• WHAT NEEDS TO BE DONE
In the listing that follows, count the lines holding the word "TypeScript" and report only that number.

• DATA FOR THIS EXERCISE
# # # #

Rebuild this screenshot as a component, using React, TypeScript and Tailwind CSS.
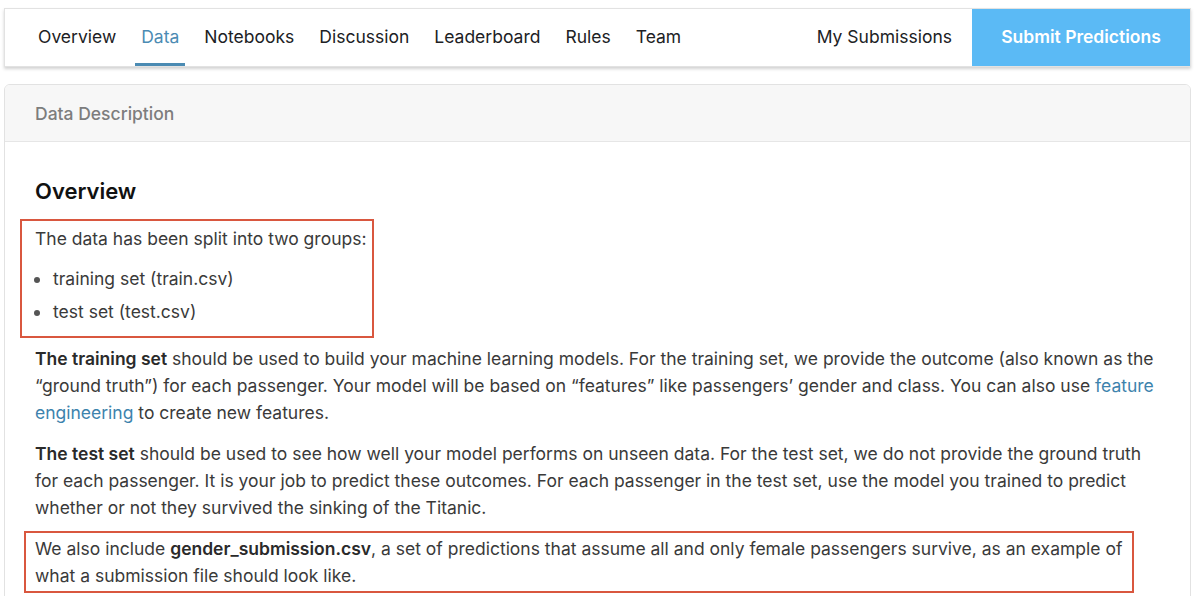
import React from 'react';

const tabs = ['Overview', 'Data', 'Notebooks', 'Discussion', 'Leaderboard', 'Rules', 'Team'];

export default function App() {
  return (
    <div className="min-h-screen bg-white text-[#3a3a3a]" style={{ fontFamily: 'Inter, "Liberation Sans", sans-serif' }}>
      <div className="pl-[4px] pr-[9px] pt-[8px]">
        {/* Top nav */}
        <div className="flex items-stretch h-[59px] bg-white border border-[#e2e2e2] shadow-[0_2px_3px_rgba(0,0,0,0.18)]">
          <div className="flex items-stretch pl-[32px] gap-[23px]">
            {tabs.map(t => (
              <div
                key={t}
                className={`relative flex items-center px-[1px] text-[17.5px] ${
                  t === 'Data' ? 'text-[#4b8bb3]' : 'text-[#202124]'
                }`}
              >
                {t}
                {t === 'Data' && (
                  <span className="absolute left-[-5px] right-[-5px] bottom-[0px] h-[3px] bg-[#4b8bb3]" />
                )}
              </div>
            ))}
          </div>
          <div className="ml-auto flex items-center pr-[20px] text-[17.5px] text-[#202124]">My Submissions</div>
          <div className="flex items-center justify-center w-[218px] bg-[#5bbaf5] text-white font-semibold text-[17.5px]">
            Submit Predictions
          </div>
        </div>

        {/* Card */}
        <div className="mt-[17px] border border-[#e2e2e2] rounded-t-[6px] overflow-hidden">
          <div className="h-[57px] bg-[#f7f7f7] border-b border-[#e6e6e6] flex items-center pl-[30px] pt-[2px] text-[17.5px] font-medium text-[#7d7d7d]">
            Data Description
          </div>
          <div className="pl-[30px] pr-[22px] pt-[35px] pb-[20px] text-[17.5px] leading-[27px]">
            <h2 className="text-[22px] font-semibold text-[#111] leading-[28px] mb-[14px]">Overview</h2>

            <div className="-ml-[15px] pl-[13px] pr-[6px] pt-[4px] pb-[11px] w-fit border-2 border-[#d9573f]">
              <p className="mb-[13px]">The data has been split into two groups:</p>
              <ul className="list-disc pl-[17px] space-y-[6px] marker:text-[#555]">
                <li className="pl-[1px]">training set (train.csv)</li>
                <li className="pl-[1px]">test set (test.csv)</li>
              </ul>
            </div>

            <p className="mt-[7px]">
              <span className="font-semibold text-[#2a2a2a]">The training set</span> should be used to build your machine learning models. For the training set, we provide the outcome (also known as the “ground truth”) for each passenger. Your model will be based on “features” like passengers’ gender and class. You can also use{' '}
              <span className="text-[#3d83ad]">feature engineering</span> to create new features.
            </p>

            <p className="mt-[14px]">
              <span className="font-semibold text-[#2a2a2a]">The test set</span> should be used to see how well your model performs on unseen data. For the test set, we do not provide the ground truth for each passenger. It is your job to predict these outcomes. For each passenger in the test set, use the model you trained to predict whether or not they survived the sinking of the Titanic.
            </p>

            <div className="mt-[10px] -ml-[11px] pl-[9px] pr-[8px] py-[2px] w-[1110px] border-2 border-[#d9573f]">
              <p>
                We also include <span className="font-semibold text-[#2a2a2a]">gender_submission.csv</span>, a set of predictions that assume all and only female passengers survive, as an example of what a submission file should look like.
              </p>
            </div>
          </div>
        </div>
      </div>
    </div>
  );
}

# # # #

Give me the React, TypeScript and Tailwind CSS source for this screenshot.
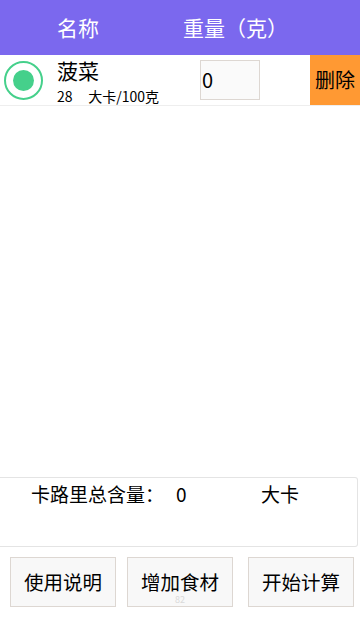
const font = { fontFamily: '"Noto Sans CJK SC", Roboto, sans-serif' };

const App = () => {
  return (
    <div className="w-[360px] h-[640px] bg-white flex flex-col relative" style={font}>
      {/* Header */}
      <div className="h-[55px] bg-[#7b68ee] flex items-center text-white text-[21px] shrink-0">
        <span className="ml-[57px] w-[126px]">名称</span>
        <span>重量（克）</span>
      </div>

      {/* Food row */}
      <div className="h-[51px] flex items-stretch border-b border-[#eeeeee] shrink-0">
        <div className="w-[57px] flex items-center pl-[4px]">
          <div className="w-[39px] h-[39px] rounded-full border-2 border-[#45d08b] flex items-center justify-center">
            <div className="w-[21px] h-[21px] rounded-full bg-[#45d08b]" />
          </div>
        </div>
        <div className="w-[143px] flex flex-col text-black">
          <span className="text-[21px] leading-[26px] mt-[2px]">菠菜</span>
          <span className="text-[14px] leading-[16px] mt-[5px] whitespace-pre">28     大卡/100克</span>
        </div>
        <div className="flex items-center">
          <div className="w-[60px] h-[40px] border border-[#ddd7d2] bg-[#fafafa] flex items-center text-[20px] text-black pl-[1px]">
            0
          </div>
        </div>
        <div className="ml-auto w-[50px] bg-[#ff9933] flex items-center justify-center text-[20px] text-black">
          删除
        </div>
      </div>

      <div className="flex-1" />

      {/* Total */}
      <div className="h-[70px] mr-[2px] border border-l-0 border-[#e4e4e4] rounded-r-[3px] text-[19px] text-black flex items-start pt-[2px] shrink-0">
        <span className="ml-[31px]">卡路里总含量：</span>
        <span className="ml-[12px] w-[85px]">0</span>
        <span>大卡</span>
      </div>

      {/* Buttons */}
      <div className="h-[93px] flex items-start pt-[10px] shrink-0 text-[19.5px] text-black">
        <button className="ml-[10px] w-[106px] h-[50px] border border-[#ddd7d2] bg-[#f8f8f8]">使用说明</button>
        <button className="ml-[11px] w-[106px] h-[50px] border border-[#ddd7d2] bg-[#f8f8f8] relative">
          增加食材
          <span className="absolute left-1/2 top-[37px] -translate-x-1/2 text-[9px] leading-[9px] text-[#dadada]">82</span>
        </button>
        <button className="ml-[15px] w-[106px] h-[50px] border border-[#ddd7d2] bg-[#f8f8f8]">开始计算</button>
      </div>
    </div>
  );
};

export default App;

# # # #

• RESPONSE
2